Issue 30

Toheeb Jimoh

Fresh from winning hearts and an ensemble SAG Award for his role in Ted Lasso, the actor is continuing to seek out roles that portray nuanced narratives. Talking to Port, the issue 30 cover star reflects on growing up navigating disparate worlds, theatrical ambitions and belonging in a changing Brixton

TOHEEB JIMOH WEARS LORO PIANA SS22 THROUGHOUT

Toheeb Jimoh is trying to keep a straight face. “I’m a horrible, horrible, horrible person,” he insists. Of course, the 24-year-old is etched into the public psyche as the exact opposite. He’s mostly known as Sam Obisanya in Apple TV’s multiple-Emmy-winner, Ted Lasso, one of the warmest feel-good comedies currently on offer.
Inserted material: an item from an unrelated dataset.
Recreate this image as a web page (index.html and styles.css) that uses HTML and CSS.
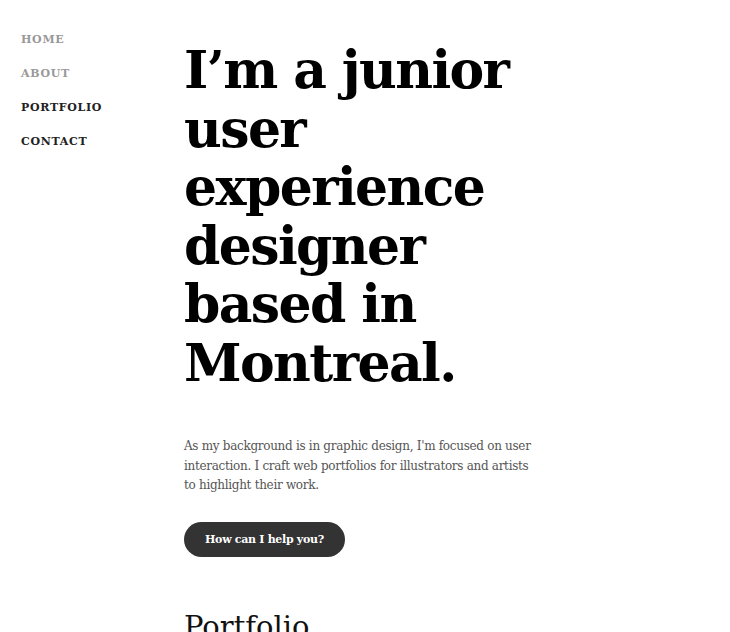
FILE: index.html
```html
<!DOCTYPE html>
<html>
<head>
<meta charset="utf-8">
<link rel="stylesheet" href="styles.css">
</head>
<body>
<div class="page">
  <nav class="nav">
    <a class="nav-link muted" href="#">HOME</a>
    <a class="nav-link muted" href="#">ABOUT</a>
    <a class="nav-link" href="#">PORTFOLIO</a>
    <a class="nav-link" href="#">CONTACT</a>
  </nav>
  <main class="main">
    <h1 class="hero">I’m a junior user experience designer based in Montreal.</h1>
    <p class="intro">As my background is in graphic design, I'm focused on user interaction. I craft web portfolios for illustrators and artists to highlight their work.</p>
    <a class="btn" href="#">How can I help you?</a>
    <h2 class="section-title">Portfolio</h2>
  </main>
</div>
</body>
</html>
```
FILE: styles.css
```css
html, body { margin: 0; padding: 0; background: #fff; }
body { font-family: "DejaVu Serif", "Liberation Serif", serif; color: #111; overflow: hidden; height: 632px; }
.page { display: flex; }
.nav { width: 184px; flex: none; display: flex; flex-direction: column; gap: 18px; padding: 32px 0 0 21px; box-sizing: border-box; }
.nav-link { font-size: 11px; font-weight: bold; letter-spacing: 0.7px; color: #222; text-decoration: none; line-height: 16px; }
.nav-link.muted { color: #999; }
.main { width: 360px; }
.hero { font-size: 52px; line-height: 58.5px; font-weight: bold; margin: 41px 0 0 0; letter-spacing: -1.6px; color: #000; }
.intro { font-size: 12px; letter-spacing: -0.3px; line-height: 19.5px; color: #555; margin: 45px 0 0 0; width: 352px; }
.btn { display: inline-block; margin-top: 26px; background: #333; color: #fff; text-decoration: none; font-weight: bold; font-size: 11px; letter-spacing: -0.3px; height: 35px; line-height: 35px; padding: 0 21px; border-radius: 18px; }
.section-title { font-weight: normal; font-size: 29px; margin: 52px 0 0 0; line-height: 36px; }
```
His character is a fan favourite and, to his dismay, adorable. Now, as he moves through the world, those who meet him expect him to be saccharin or else he’ll spoil the illusion. Even if someone approaches him for a picture on a packed-out sweaty tube journey, when we’re all at our grumpiest, he has to mimic his on-screen elation. “Sometimes I wish I was in Succession,” he says before beaming. He may protest, but Jimoh cannot hide his warmth.

When we speak, he’s at his parent’s home in Brixton where he was born and still resides, enjoying “free food”. In this “two-up, two-down council house” he unwinds after filming projects for streaming giants like Apple and Amazon, or collecting Critic’s Choice awards and other accolades for his acting. He’s wearing a youthful white sweater dotted with green cartoon motifs, and behind him is a giant clock fashioned out of wall stickers. At times his brother pops into the room in a blue hoodie to wave and be nosy. There’s a humility to Jimoh as he chats about his career in the same way someone might talk about having a lowkey side hustle, and despite him being a rising star in the entertainment industry, at home he’s still the baby of the family.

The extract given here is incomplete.